**DATA ENTRIES**.
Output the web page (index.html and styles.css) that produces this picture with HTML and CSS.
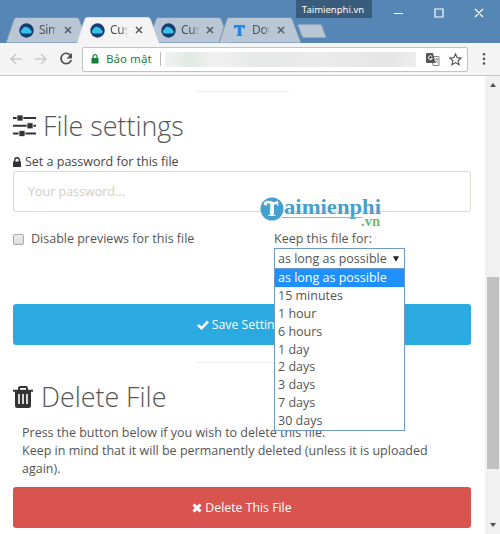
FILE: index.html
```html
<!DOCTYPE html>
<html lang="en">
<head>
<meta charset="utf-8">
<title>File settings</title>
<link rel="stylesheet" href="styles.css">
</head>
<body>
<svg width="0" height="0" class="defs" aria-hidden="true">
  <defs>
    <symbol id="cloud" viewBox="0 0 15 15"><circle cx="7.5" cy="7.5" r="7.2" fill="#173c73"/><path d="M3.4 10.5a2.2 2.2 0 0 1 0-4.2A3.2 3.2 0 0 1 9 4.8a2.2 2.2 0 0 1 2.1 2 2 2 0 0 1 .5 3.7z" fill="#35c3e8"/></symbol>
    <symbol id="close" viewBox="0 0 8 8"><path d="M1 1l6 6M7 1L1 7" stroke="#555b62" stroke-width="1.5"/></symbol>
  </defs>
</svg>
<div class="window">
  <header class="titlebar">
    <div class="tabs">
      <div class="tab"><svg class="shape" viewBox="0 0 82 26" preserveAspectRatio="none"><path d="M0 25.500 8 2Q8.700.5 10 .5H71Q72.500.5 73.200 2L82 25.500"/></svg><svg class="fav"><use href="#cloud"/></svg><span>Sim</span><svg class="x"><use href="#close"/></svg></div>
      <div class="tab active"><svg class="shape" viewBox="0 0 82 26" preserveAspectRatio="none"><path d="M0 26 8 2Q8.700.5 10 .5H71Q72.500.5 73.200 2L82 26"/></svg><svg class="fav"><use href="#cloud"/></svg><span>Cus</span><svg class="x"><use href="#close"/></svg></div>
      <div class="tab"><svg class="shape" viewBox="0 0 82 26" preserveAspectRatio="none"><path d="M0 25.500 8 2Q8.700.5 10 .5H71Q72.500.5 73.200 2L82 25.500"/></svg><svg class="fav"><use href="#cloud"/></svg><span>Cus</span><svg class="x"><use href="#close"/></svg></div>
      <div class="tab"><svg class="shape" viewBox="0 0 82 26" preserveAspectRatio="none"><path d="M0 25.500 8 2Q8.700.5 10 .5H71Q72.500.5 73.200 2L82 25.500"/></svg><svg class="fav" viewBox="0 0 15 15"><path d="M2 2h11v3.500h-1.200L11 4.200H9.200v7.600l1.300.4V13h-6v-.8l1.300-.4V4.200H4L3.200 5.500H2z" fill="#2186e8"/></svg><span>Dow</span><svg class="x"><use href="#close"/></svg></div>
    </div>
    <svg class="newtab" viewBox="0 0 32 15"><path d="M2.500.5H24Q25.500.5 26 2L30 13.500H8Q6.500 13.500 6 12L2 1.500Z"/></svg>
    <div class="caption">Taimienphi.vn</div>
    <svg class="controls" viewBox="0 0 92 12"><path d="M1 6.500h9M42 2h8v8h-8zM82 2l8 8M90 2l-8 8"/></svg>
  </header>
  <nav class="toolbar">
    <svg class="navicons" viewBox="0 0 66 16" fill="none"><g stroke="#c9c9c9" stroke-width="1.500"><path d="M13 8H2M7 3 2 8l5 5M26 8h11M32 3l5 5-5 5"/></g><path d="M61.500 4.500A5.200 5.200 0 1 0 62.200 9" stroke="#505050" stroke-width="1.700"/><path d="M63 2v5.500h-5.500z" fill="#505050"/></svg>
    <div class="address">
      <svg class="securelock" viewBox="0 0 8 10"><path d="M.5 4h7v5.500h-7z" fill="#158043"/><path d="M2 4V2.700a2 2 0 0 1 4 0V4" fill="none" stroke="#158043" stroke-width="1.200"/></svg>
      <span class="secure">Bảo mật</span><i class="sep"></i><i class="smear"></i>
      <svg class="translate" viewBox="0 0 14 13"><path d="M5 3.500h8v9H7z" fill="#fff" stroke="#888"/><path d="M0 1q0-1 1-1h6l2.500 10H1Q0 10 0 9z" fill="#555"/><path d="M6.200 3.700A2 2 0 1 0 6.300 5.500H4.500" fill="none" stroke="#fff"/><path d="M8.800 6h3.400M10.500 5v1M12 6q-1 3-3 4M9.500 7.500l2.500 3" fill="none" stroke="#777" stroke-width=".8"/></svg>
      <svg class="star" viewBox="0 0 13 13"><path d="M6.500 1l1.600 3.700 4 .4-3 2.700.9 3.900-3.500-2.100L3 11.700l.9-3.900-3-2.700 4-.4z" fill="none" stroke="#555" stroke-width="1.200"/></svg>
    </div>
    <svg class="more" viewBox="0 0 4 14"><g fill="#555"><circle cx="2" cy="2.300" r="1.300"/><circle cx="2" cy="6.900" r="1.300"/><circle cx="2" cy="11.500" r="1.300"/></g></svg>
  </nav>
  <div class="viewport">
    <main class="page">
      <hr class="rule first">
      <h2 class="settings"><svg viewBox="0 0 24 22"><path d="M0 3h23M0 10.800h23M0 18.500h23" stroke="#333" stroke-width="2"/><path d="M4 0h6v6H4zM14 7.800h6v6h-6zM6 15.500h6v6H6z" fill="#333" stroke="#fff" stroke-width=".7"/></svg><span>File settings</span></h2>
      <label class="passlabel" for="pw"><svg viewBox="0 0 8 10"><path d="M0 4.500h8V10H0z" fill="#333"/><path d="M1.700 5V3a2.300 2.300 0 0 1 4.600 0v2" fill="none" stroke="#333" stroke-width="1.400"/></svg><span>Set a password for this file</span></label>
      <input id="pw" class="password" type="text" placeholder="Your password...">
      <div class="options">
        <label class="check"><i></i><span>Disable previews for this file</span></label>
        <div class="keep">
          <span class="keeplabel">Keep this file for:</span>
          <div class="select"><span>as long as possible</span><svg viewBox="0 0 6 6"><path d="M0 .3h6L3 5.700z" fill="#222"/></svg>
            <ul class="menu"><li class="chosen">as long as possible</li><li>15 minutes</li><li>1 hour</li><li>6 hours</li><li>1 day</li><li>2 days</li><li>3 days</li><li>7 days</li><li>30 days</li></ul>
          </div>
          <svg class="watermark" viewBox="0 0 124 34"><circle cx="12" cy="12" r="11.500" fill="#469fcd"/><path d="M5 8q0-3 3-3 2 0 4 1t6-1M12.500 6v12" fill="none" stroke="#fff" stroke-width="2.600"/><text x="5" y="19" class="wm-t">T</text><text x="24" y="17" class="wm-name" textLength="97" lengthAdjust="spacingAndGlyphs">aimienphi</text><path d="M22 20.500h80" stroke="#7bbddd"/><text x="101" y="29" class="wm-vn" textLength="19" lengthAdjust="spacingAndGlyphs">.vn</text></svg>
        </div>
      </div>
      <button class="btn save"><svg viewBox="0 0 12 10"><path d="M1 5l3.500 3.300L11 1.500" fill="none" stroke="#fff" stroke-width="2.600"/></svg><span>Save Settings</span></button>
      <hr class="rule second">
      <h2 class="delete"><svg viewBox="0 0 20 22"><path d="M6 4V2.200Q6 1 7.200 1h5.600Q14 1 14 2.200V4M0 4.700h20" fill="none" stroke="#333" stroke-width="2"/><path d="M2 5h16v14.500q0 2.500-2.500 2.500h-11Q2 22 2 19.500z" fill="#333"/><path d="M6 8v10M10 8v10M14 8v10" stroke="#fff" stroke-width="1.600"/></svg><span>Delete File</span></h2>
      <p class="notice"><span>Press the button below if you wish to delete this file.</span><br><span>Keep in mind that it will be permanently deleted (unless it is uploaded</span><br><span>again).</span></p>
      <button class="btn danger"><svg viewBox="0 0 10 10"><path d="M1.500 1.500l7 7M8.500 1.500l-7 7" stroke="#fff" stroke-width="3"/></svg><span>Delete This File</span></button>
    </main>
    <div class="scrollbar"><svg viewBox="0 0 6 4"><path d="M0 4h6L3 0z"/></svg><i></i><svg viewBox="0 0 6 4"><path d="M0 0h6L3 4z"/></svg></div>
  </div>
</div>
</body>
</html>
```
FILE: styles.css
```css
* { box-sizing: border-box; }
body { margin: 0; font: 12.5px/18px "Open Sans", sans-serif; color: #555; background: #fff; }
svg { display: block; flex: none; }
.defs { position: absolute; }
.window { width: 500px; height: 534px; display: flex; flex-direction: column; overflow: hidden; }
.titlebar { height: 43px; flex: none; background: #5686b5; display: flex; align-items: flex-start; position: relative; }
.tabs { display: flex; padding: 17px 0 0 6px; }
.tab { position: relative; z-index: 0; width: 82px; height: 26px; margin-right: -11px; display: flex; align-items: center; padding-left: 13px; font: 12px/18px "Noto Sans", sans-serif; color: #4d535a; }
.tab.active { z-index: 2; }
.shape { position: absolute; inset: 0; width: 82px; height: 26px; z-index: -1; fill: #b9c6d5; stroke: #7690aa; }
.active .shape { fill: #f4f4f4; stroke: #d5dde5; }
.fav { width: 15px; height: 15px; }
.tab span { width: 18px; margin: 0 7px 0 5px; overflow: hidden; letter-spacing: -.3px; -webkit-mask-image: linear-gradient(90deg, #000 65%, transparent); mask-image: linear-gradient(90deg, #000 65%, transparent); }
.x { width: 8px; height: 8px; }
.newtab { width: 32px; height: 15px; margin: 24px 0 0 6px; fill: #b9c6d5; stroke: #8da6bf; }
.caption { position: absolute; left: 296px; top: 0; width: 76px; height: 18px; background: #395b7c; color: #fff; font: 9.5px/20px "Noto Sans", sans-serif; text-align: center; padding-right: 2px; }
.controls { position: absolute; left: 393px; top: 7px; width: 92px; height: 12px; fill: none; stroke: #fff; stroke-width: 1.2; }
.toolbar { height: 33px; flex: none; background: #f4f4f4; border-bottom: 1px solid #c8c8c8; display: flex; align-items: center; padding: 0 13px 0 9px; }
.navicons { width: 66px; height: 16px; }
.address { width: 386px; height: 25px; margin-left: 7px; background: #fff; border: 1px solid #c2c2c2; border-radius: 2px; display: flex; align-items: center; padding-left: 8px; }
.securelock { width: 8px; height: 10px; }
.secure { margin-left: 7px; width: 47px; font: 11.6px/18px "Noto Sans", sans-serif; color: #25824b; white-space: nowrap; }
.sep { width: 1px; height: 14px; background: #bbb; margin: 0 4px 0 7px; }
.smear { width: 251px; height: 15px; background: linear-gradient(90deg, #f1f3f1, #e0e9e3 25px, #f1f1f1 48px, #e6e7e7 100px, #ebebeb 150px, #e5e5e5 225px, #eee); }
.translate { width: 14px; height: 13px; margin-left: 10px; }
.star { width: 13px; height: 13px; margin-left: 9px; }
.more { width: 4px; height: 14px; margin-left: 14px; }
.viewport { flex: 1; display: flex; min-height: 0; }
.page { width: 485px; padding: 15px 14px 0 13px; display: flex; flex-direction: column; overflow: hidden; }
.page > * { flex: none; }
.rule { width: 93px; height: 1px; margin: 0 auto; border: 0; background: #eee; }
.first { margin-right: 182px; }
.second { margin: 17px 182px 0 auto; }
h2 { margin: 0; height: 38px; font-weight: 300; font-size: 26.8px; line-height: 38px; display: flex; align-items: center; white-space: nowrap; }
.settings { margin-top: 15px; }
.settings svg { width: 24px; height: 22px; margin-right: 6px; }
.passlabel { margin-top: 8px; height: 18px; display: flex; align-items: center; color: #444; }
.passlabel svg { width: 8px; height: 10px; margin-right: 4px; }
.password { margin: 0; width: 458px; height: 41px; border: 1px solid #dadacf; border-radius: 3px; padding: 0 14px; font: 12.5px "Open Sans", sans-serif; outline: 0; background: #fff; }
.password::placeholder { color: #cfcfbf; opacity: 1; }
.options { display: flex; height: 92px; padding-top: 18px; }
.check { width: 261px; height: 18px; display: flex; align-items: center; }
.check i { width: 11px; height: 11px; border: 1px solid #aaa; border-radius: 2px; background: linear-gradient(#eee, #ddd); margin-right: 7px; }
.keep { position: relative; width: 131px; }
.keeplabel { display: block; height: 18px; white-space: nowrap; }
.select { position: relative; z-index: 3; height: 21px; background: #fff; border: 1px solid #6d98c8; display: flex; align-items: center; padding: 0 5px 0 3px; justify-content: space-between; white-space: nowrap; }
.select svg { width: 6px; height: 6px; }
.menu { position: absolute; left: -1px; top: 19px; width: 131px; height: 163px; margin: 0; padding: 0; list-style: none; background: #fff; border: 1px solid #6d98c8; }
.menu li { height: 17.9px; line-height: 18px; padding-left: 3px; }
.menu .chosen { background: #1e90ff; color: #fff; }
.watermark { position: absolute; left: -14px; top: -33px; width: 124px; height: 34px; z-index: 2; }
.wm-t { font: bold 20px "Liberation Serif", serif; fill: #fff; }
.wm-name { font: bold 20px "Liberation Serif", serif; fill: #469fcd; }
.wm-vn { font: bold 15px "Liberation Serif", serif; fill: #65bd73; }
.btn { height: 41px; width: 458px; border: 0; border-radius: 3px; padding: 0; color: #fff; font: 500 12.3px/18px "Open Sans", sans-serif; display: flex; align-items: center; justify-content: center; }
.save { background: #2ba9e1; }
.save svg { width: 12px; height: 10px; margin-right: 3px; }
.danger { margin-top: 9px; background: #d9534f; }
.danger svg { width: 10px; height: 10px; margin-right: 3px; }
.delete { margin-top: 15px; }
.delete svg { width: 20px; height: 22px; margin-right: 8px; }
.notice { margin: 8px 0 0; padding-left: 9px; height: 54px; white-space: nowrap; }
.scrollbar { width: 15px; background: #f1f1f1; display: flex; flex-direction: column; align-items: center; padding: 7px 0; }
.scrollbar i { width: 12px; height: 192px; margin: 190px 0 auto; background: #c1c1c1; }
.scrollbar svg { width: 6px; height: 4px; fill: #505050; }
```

---

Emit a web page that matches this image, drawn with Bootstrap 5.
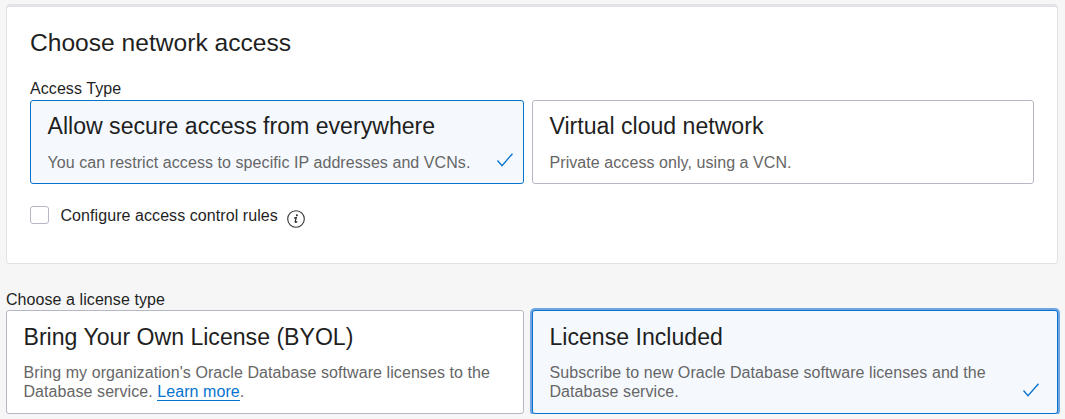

**EXERCISE TASK**.
Return, from the data, each line that has the word "image" in it.

**SOLUTION TO THE EXERCISE**.
.tab span { width: 18px; margin: 0 7px 0 5px; overflow: hidden; letter-spacing: -.3px; -webkit-mask-image: linear-gradient(90deg, #000 65%, transparent); mask-image: linear-gradient(90deg, #000 65%, transparent); }
Emit a web page that matches this image, drawn with Bootstrap 5.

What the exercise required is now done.